Problem
Write out all the lines again, precisely as they stand, but without the images.
==*==
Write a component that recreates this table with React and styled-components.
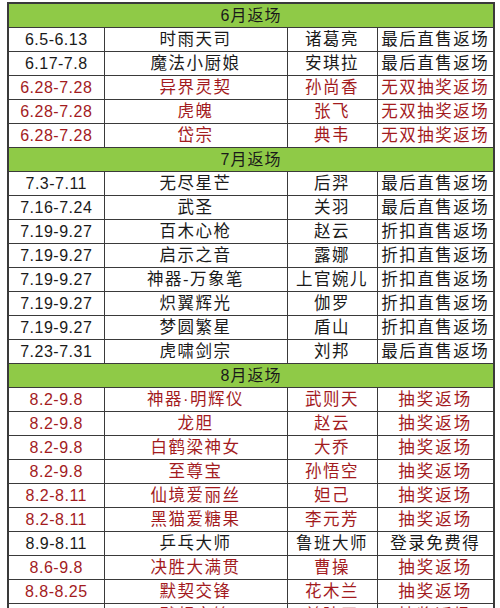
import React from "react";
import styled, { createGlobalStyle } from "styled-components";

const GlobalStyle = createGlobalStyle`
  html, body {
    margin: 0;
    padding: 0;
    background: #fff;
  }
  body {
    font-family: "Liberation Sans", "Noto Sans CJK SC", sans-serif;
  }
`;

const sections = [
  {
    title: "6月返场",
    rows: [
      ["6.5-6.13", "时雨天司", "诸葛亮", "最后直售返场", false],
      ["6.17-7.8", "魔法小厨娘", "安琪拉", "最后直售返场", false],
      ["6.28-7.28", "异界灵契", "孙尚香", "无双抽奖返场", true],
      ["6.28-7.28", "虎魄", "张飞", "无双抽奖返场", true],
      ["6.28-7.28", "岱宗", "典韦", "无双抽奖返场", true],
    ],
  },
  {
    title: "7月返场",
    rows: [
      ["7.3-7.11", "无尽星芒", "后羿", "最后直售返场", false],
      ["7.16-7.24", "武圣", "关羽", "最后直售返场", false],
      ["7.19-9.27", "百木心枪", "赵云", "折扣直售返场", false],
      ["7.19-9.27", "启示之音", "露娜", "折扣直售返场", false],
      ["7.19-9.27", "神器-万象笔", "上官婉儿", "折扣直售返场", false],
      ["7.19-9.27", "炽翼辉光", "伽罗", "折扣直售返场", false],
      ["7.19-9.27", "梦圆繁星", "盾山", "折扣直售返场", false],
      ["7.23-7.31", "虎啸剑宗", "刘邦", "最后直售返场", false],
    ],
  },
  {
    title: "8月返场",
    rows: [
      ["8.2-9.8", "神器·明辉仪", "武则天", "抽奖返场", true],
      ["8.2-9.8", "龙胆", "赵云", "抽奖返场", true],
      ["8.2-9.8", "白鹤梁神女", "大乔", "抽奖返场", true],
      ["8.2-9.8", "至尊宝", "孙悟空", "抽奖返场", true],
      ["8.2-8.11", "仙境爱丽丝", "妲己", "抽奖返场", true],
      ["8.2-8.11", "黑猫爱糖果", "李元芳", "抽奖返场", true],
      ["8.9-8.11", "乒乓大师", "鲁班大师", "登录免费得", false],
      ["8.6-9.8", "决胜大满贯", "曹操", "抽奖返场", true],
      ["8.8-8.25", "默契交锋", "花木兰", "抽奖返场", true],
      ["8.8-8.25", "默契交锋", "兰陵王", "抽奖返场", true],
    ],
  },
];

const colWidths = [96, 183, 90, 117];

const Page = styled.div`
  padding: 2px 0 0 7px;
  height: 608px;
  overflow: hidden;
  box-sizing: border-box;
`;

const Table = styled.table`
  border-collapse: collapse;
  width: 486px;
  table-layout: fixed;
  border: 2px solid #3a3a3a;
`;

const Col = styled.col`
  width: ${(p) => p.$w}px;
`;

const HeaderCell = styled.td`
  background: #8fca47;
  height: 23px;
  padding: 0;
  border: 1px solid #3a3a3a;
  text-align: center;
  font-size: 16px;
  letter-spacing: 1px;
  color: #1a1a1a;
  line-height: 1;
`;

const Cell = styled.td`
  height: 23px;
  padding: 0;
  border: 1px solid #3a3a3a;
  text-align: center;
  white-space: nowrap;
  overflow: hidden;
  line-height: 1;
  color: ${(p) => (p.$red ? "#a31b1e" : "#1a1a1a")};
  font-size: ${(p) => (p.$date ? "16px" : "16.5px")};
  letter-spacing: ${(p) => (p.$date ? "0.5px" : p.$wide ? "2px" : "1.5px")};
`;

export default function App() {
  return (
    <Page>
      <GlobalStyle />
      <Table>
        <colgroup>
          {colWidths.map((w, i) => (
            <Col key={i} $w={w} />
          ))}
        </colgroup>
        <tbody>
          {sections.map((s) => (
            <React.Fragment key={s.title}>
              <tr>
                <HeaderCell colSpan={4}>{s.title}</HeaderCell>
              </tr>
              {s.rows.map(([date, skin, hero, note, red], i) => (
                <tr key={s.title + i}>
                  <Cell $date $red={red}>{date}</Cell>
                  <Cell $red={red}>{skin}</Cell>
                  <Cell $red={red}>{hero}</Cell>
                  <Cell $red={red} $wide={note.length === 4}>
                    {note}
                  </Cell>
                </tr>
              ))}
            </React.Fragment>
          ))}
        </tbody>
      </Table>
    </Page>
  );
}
==*==
Correct output
Write a component that recreates this table with React and styled-components.
import React from "react";
import styled, { createGlobalStyle } from "styled-components";

const GlobalStyle = createGlobalStyle`
  html, body {
    margin: 0;
    padding: 0;
    background: #fff;
  }
  body {
    font-family: "Liberation Sans", "Noto Sans CJK SC", sans-serif;
  }
`;

const sections = [
  {
    title: "6月返场",
    rows: [
      ["6.5-6.13", "时雨天司", "诸葛亮", "最后直售返场", false],
      ["6.17-7.8", "魔法小厨娘", "安琪拉", "最后直售返场", false],
      ["6.28-7.28", "异界灵契", "孙尚香", "无双抽奖返场", true],
      ["6.28-7.28", "虎魄", "张飞", "无双抽奖返场", true],
      ["6.28-7.28", "岱宗", "典韦", "无双抽奖返场", true],
    ],
  },
  {
    title: "7月返场",
    rows: [
      ["7.3-7.11", "无尽星芒", "后羿", "最后直售返场", false],
      ["7.16-7.24", "武圣", "关羽", "最后直售返场", false],
      ["7.19-9.27", "百木心枪", "赵云", "折扣直售返场", false],
      ["7.19-9.27", "启示之音", "露娜", "折扣直售返场", false],
      ["7.19-9.27", "神器-万象笔", "上官婉儿", "折扣直售返场", false],
      ["7.19-9.27", "炽翼辉光", "伽罗", "折扣直售返场", false],
      ["7.19-9.27", "梦圆繁星", "盾山", "折扣直售返场", false],
      ["7.23-7.31", "虎啸剑宗", "刘邦", "最后直售返场", false],
    ],
  },
  {
    title: "8月返场",
    rows: [
      ["8.2-9.8", "神器·明辉仪", "武则天", "抽奖返场", true],
      ["8.2-9.8", "龙胆", "赵云", "抽奖返场", true],
      ["8.2-9.8", "白鹤梁神女", "大乔", "抽奖返场", true],
      ["8.2-9.8", "至尊宝", "孙悟空", "抽奖返场", true],
      ["8.2-8.11", "仙境爱丽丝", "妲己", "抽奖返场", true],
      ["8.2-8.11", "黑猫爱糖果", "李元芳", "抽奖返场", true],
      ["8.9-8.11", "乒乓大师", "鲁班大师", "登录免费得", false],
      ["8.6-9.8", "决胜大满贯", "曹操", "抽奖返场", true],
      ["8.8-8.25", "默契交锋", "花木兰", "抽奖返场", true],
      ["8.8-8.25", "默契交锋", "兰陵王", "抽奖返场", true],
    ],
  },
];

const colWidths = [96, 183, 90, 117];

const Page = styled.div`
  padding: 2px 0 0 7px;
  height: 608px;
  overflow: hidden;
  box-sizing: border-box;
`;

const Table = styled.table`
  border-collapse: collapse;
  width: 486px;
  table-layout: fixed;
  border: 2px solid #3a3a3a;
`;

const Col = styled.col`
  width: ${(p) => p.$w}px;
`;

const HeaderCell = styled.td`
  background: #8fca47;
  height: 23px;
  padding: 0;
  border: 1px solid #3a3a3a;
  text-align: center;
  font-size: 16px;
  letter-spacing: 1px;
  color: #1a1a1a;
  line-height: 1;
`;

const Cell = styled.td`
  height: 23px;
  padding: 0;
  border: 1px solid #3a3a3a;
  text-align: center;
  white-space: nowrap;
  overflow: hidden;
  line-height: 1;
  color: ${(p) => (p.$red ? "#a31b1e" : "#1a1a1a")};
  font-size: ${(p) => (p.$date ? "16px" : "16.5px")};
  letter-spacing: ${(p) => (p.$date ? "0.5px" : p.$wide ? "2px" : "1.5px")};
`;

export default function App() {
  return (
    <Page>
      <GlobalStyle />
      <Table>
        <colgroup>
          {colWidths.map((w, i) => (
            <Col key={i} $w={w} />
          ))}
        </colgroup>
        <tbody>
          {sections.map((s) => (
            <React.Fragment key={s.title}>
              <tr>
                <HeaderCell colSpan={4}>{s.title}</HeaderCell>
              </tr>
              {s.rows.map(([date, skin, hero, note, red], i) => (
                <tr key={s.title + i}>
                  <Cell $date $red={red}>{date}</Cell>
                  <Cell $red={red}>{skin}</Cell>
                  <Cell $red={red}>{hero}</Cell>
                  <Cell $red={red} $wide={note.length === 4}>
                    {note}
                  </Cell>
                </tr>
              ))}
            </React.Fragment>
          ))}
        </tbody>
      </Table>
    </Page>
  );
}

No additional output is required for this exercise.